I cast a last look at the man-of-war, which was putting on steam, and
rejoined Ned and Conseil.

“We will fly!” I exclaimed.

“Good!” said Ned. “What is this vessel?”

“I do not know; but, whatever it is, it will be sunk before night. In
any case, it is better to perish with it, than be made accomplices in a
retaliation the justice of which we cannot judge.”

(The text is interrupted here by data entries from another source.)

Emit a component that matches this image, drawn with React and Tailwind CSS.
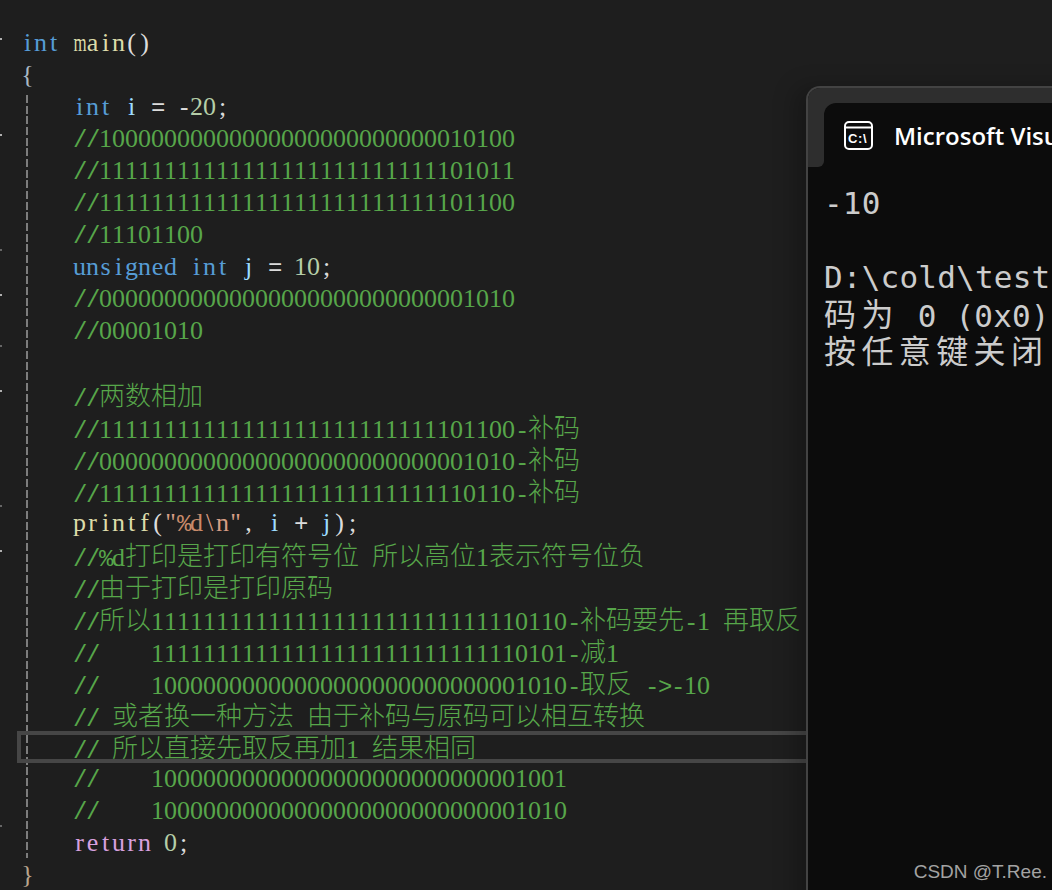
import React from 'react';

const BLUE = 'text-[#569cd6]';
const YELLOW = 'text-[#dcdcaa]';
const WHITE = 'text-[#dcdcdc]';
const VAR = 'text-[#9cdcfe]';
const NUM = 'text-[#b5cea8]';
const STR = 'text-[#d69d85]';
const KEY = 'text-[#d8a0df]';
const GREEN = 'text-[#57a64a]';

const ones = '1'.repeat(24);
const zeros = '0'.repeat(24);
const high = '1' + '0'.repeat(23);

// each line is a list of [text, color]; a plain string is a comment
const lines = [
  [['int', BLUE], [' ', WHITE], ['main', YELLOW], ['()', WHITE]],
  [['{', 'text-[#a9b8c4]']],
  [['    ', WHITE], ['int', BLUE], [' ', WHITE], ['i', VAR], [' = -', WHITE], ['20', NUM], [';', WHITE]],
  `    //${high}00010100`,
  `    //${ones}11101011`,
  `    //${ones}11101100`,
  '    //11101100',
  [['    ', WHITE], ['unsigned', BLUE], [' ', WHITE], ['int', BLUE], [' ', WHITE], ['j', VAR], [' = ', WHITE], ['10', NUM], [';', WHITE]],
  `    //${zeros}00001010`,
  '    //00001010',
  '',
  '    //两数相加',
  `    //${ones}11101100-补码`,
  `    //${zeros}00001010-补码`,
  `    //${ones}11110110-补码`,
  [['    ', WHITE], ['printf', YELLOW], ['(', WHITE], ['"', STR], ['%d', 'text-[#c98a6a]'], ['\\n"', STR], [', ', WHITE], ['i', VAR], [' + ', WHITE], ['j', VAR], [');', WHITE]],
  '    //%d打印是打印有符号位 所以高位1表示符号位负',
  '    //由于打印是打印原码',
  `    //所以${ones}11110110-补码要先-1 再取反`,
  `    //    ${ones}11110101-减1`,
  `    //    ${high}00001010-取反 ->-10`,
  '    // 或者换一种方法 由于补码与原码可以相互转换',
  '    // 所以直接先取反再加1 结果相同',
  `    //    ${high}00001001`,
  `    //    ${high}00001010`,
  [['    ', WHITE], ['return', KEY], [' ', WHITE], ['0', NUM], [';', WHITE]],
  [['}', 'text-[#b9a48e]']],
];

const ticks = [
  { y: 38, bright: true },
  { y: 134, bright: true },
  { y: 249, bright: false },
  { y: 294, bright: true },
  { y: 345, bright: false },
  { y: 390, bright: true },
  { y: 505, bright: false },
  { y: 550, bright: true },
  { y: 825, bright: false },
];

// serif letters go in 13px cells, since the face has no monospace serif
function Cells({ text, color }) {
  return (
    <span className={`font-['Liberation_Serif',serif] text-[26px] leading-none ${color}`}>
      {[...text].map((ch, i) =>
        ch === 'm' ? (
          <span key={i} className="inline-block w-[20px] -mx-[3.5px] scale-x-[0.65]">
            {ch}
          </span>
        ) : (
          <span key={i} className="inline-block w-[13px] text-center">
            {ch}
          </span>
        )
      )}
    </span>
  );
}

function CodeText({ text, color }) {
  const parts = text.match(/\d+|[\u4e00-\u9fff]+|[a-zA-Z(){};,"\\]+|[^\da-zA-Z(){};,"\\\u4e00-\u9fff]+/g) || [];
  return parts.map((part, i) => {
    if (/^[a-zA-Z(){};,"\\]/.test(part)) return <Cells key={i} text={part} color={color} />;
    let font = "font-['Liberation_Mono',monospace] text-[24px] tracking-[-1.4px]";
    // kerning off, the serif face pulls 11 pairs together
    if (/^\d/.test(part)) font = "font-['Liberation_Serif',serif] text-[26px] [font-kerning:none]";
    else if (/^[\u4e00-\u9fff]/.test(part)) font = "font-['Noto_Sans_CJK_SC',sans-serif] text-[26px] font-light align-[1px]";
    return (
      <span key={i} className={`${font} leading-none ${color}`}>
        {part}
      </span>
    );
  });
}

function CodeLine({ line }) {
  const segments = typeof line === 'string' ? [[line, GREEN]] : line;
  return (
    <div className="h-8 leading-8 whitespace-pre">
      {segments.map(([text, color], i) => (
        <CodeText key={i} text={text} color={color} />
      ))}
    </div>
  );
}

function ConsoleIcon() {
  return (
    <svg width="29" height="29" viewBox="0 0 29 29" fill="none" className="shrink-0">
      <rect x="1" y="1" width="27" height="27" rx="4" stroke="#fff" strokeWidth="2" />
      <line x1="1" y1="6.5" x2="28" y2="6.5" stroke="#fff" strokeWidth="2" />
      <text x="4" y="21.5" fill="#fff" fontSize="13" fontWeight="700" letterSpacing="0.6" fontFamily="Liberation Sans, sans-serif">
        C:\
      </text>
    </svg>
  );
}

function TermCjk({ children }) {
  return (
    <span className="text-[32px] leading-none tracking-[5.4px] align-[1px] font-['Noto_Sans_CJK_SC',sans-serif]">{children}</span>
  );
}

function ConsoleWindow() {
  return (
    <div className="absolute left-[806px] top-[86px] w-[300px] h-[840px] flex flex-col bg-[#0c0c0c] border-l-2 border-t-2 border-[#434343] rounded-tl-[14px] overflow-hidden shadow-[-12px_0_22px_rgba(0,0,0,0.22)]">
      <div className="h-[15px] bg-[#2e2e2e] shrink-0" />
      <div className="flex h-[64px] shrink-0">
        <div className="w-[16px] bg-[#2e2e2e] rounded-br-[6px] shrink-0" />
        <div className="flex-1 bg-[#2e2e2e]">
          <div className="h-full flex items-center pl-[20px] gap-[21px] bg-[#0c0c0c] rounded-tl-[12px]">
            <ConsoleIcon />
            <span className="pt-[2px] text-[24px] font-semibold text-white whitespace-nowrap font-['Open_Sans',sans-serif]">
              Microsoft Visual Studio 调试控制台
            </span>
          </div>
        </div>
      </div>
      <div className="pt-[18px] pl-[16px] text-[31px] leading-[37px] tracking-[0.2px] text-[#cccccc] whitespace-pre font-['DejaVu_Sans_Mono',monospace]">
        <div className="h-[37px]">-10</div>
        <div className="h-[37px]" />
        <div className="h-[37px]">{'D:\\cold\\test'}</div>
        <div className="h-[37px]">
          <TermCjk>码为</TermCjk> 0 (0x0)
        </div>
        <div className="h-[37px]">
          <TermCjk>按任意键关闭</TermCjk>
        </div>
      </div>
    </div>
  );
}

export default function App() {
  return (
    <div className="relative w-[1052px] h-[890px] overflow-hidden bg-[#1e1e1e]">
      <div className="pl-[21px] pt-[29px]">
        {lines.map((line, i) => (
          <CodeLine key={i} line={line} />
        ))}
      </div>

      {/* fold markers in the margin */}
      {ticks.map((tick) => (
        <div
          key={tick.y}
          className={`absolute left-0 w-[2px] h-[2px] ${tick.bright ? 'bg-[#b0b0b0]' : 'bg-[#666666]'}`}
          style={{ top: tick.y }}
        />
      ))}

      {/* indent guide */}
      <div className="absolute left-[26px] top-[95px] w-[2px] h-[763px] bg-[repeating-linear-gradient(to_bottom,#7d7d7d_0,#7d7d7d_8px,transparent_8px,transparent_10.67px)]" />

      {/* current line box */}
      <div className="absolute left-[17px] top-[731px] w-[800px] h-[32px] border-[4px] border-[#464646]" />

      <ConsoleWindow />

      <div className="absolute right-[5px] bottom-[6px] text-[19px] leading-6 text-[#a3a3a3] font-['Liberation_Sans',sans-serif]">
        CSDN @T.Ree.
      </div>
    </div>
  );
}
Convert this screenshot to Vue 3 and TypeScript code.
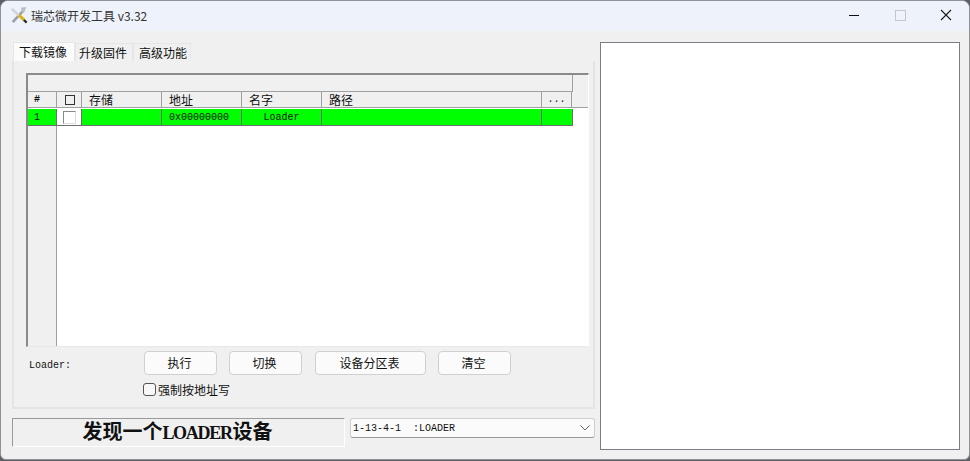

“That is my opinion too,” said Ned Land, coolly. “Let us wait for
night.”
Thus the _Abraham Lincoln_ wanted for no means of destruction; and,
what was better still, she had on board Ned Land, the prince of
harpooners.

Ned Land was a Canadian, with an uncommon quickness of hand, and who
knew no equal in his dangerous occupation. Skill, coolness, audacity,
and cunning he possessed in a superior degree, and it must be a cunning
whale or a singularly “cute” cachalot to escape the stroke of his
harpoon.

Ned Land was about forty years of age; he was a tall man (more than six
feet high), strongly built, grave and taciturn, occasionally

### Basic retrieval

In [32]:
retriever = vector_db.as_retriever()

In [33]:
docs = retriever.get_relevant_documents("What is Ned's last name")

In [34]:
for doc in docs:
    print(doc.page_content)

Thus the _Abraham Lincoln_ wanted for no means of destruction; and,
what was better still, she had on board Ned Land, the prince of
harpooners.

Ned Land was a Canadian, with an uncommon quickness of hand, and who
knew no equal in his dangerous occupation. Skill, coolness, audacity,
and cunning he possessed in a superior degree, and it must be a cunning
whale or a singularly “cute” cachalot to escape the stroke of his
harpoon.

Ned Land was about forty years of age; he was a tall man (more than six
feet high), strongly built, grave and taciturn, occasionally violent,
and very passionate when contradicted. His person attracted attention,
but above all the boldness of his look, which gave a singular
expression to his face.
“And why this powerful organisation?” demanded Ned.
I cast a last look at the man-of-war, which was putting on steam, and
rejoined Ned and Conseil.

“We will fly!” I exclaimed.

“Good!” said Ned. “What is this vessel?”

“I do not know; but, whatever it is, it will be s

In [35]:
print(len(docs))

4


In [36]:
prompt_template = """
Answer the question based only on the supplied context. If you don't know the answer, say you don't know the answer.
Context: {context}
Question: {question}
Your answer:
"""
prompt = ChatPromptTemplate.from_template(prompt_template)

In [39]:
chain = (
    {"context": retriever, "question": RunnablePassthrough()}
    | prompt
    | llm
    | StrOutputParser()
)

In [41]:
result = chain.invoke("What is the Nautilus?")
display(Markdown(result))

The text does not mention the Nautilus, therefore I cannot answer the question. The text does not describe the Nautilus.